La prima in termini di fatturato, secondo l’analisi, è Poke House che di recente – con il sostegno di Eulero Capital, FG2 e Milano Investment Partners – ha chiuso un round da €20 milioni per finanziare la propria espansione in Europa.
Pokeria by Nima, I love pokè, Matcha Poke sono importanti pokerie che, posizionate nelle principali città, competono su tutto territorio nazionale attraverso un modello di business che prevede sia DOS (Directly Operated Store, negozi di proprietà) che franchising. Tra le altre importanti catene si trovano Pokescuse, Pokestorie e Waikiki Poke. Inoltre, nelle maggiori città italiane sono stati mappati 120 Pokè bar indipendenti e Cross Border Growth Capital stima che la restante parte del territorio italiano, in particolare le città di provincia con una densità abitativa rilevante, sia servita da circa altrettanti Pokè Bar indipendenti, per un totale di 378 ristoranti nel 2021.
Analizzando nello specifico il panorama romano e milanese, Cross border Growth Capital segnala in particolare la presenza di due catene: Ami Pokè e Poke House.
A Roma, Ami Pokè detiene il 18% del market share ed è presente con 6 store posizionati in zone strategiche ad alto flusso pedonale. La catena prevede di espandersi in zone limitrofe e su tutto il territorio nazionale nei prossimi anni per aumentare la propria presenza nel mercato. La restante parte del mercato vede le pokerie indipendenti contare per più del 70% del mercato mentre Poke House e pokeria by Nima detengono rispettivamente il 9% e il 3%.
Lo scenario milanese è invece capeggiato da Poke House con il 16% delle quote di mercato e presente ad oggi (luglio 2021) con 14 store attivi nella città e, a sua volta, con forti mire espansionistiche all’estero, contando più di 10 store operativi tra Spagna e Portogallo. Il territorio è comunque conteso da altre catene come I love poke e Pokeria by Nima, che detengono rispettivamente il 10% e il 9%, e a seguire, Macha Poke, Pokestore e Pokeaway per un totale di 11%. Le pokerie indipendenti rappresentano il 55% del mercato.

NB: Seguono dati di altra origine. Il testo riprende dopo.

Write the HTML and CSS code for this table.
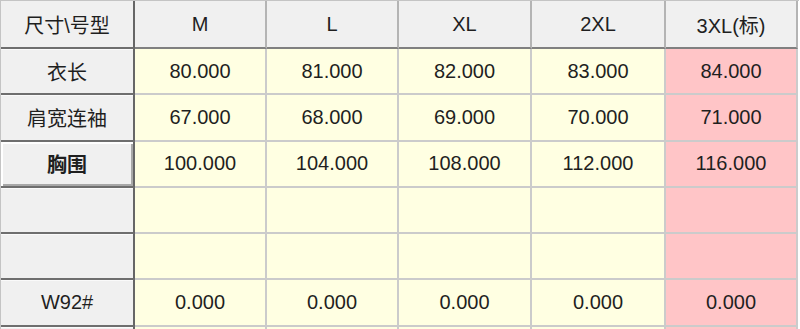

Le tendenze M&A nel mercato delle pokerie
A dimostrare quanto il mercato delle pokerie sia sempre più in vivace fermento sono anche le molteplici acquisizioni e gli aumenti di capitale verificatisi negli ultimi anni nel settore. Come spiega Cross Border Growth Capital, oltre a Poke House (€20 milioni), uno degli ultimi aumenti di capitale più rilevanti è stato quello di I love Poke, per un ammontare di €14 milioni che si è concluso ad aprile 2021. Nonostante ciò, l’analisi di Cross Border Growth Capital segnala che la maggior parte dell’attività del settore riguarda principalmente transazioni Italia-Estero o straniere. Nel primo caso, l’acquisizione da parte di Poke House del 100% di Ahi Poke (catena di pokerie londinese) per entrare nel mercato del Regno Unito e dell’omonima Poke House portoghese, con sede a Lisbona, per le stesse opportunità di espansione internazionale. Nel secondo caso, l’acquisizione da parte di Vendis Capital di Pokawa nel settembre 2019, la maggiore catena di poke in Francia con sede a Parigi. A livello di aumenti di capitale, si segnalano invece i round di finanziamento di Tasty Poke Bar (Spagna), Island Poke (UK).